Catherine Ann Fitzpatrick tried to figure out who got the Orca development contract ("Was Al Gore's Dev In Charge of Romney's Aps?", and follows the digital breadcrumbs to what she thinks is the answer:
Ekdahl didn't say — but I found it. The organization is called Targeted Victory, and they have Romney logos flashing on their site now.
Look at Our Team -- typical bloated over-staffed organization top heavy with marketers and underpaid drones — and then see how many devs there are.
Just two. Apparently under the direction — in between them and Moffat — of a senior project manager whose credentials include working for United Nations Women, The Getty Institute, UNESCO, Ecuadorian Ministry of Tourism and the Quito Tourism Bureau.

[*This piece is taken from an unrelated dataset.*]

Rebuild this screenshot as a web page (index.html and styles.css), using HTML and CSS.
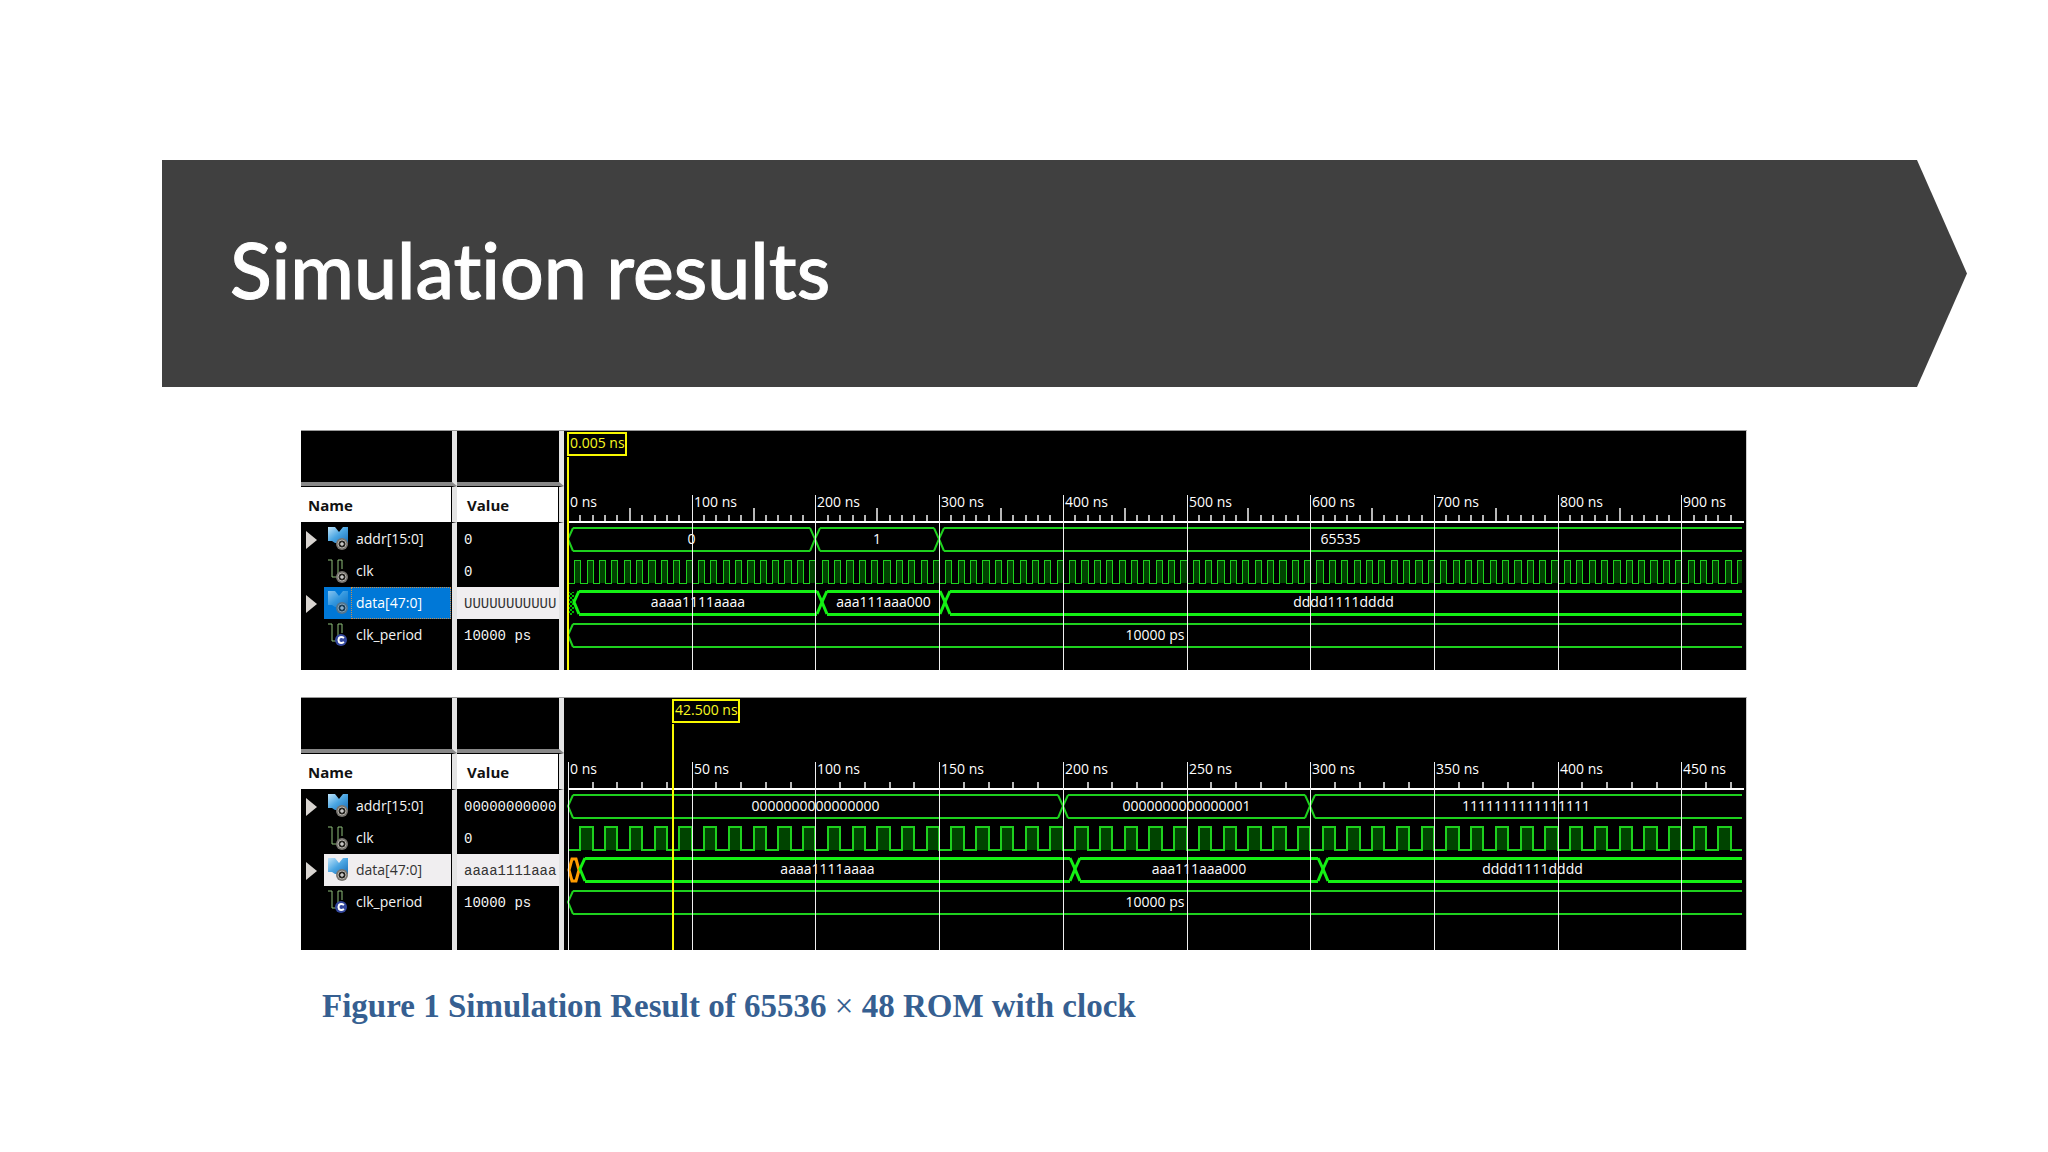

So…All of this complicated, national, critical system rested on the slender shoulders of two dudes 20-something or 30-something at best — with maybe their project manager also bringing them the pizza and yelling at them?
I was afraid to click, because I knew what I would find.
Sure enough, what I found were two guys who looked like very likely Obama voters.
Commenters on the Ars Technica article quote unsourced rumors that development was outsourced to India via Accenture. I'm skeptical of both theories, and look forward to learning who really did the project.